I've attached my rdtscp timing code based on the paper above. See the uploaded file rdtsc_mod2.c. The code runs as a kernel module. The Makefile is uploaded as Makefile.txt. It disables preemption and interrupts but it still gets interrupted by something. It runs a 1000 outer loops and 100,000 inner loops. It calculates the time in cycles and accumulates the time in an array for each test. Then it calculates variances. The minimum time for rdtscp (that is, the latency) still can vary wildly from 36 to 150 cycles. To control the variation in the minimum time of rdtscp, I have to fix the cpu frequency. I uploaded my set_speed.sh script as set_speed.sh.txt. Also the script lists lots of frequencies as available, for only some of the available frequencies could I set the min and max frequency to the same value.
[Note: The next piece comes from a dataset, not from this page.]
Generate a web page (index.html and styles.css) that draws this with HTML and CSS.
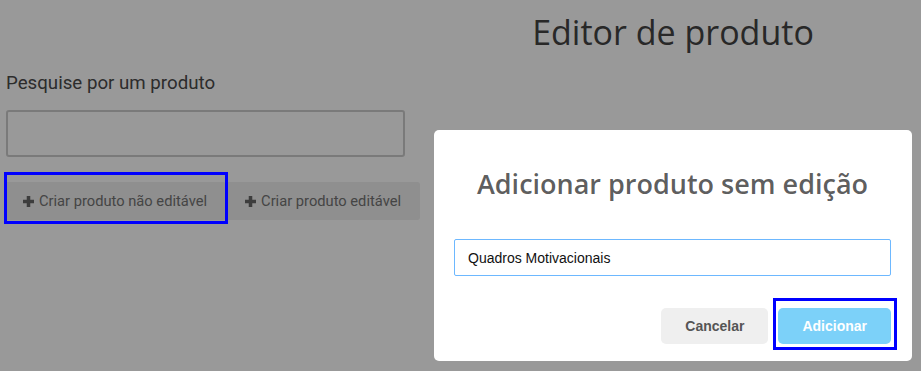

On my ivybridge laptop, once I controlled the frequency, I found that the rdtscp latency was:
120 cycles at 1.0 Ghz
75 cycles at 1.6 Ghz
60 cycles at 1.9 Ghz
36-37 cycles at 2.0+ Ghz
The code demonstrates how to get a reliable minimum latency for rdtscp (or any other function introduced at 'call the function to measure here' comment in rdtsc_mod2.c). The output shows how many times (for each outer loop) you didn't get the minimum latency. it also shows the variance.
To compile the module just do 'make' (after renaming Makefile.txt to Makefile).
To run the test:
#wait for cmd prompt to return...a minute or so... takes more time at lower freqs
dmesg > tmp.txt
Search backwards from the bottom of the file for 'hello'. This marks the top of the last time you ran.
I've attached an output file for the case where I've set the cpu frequency to 2.0 Ghz.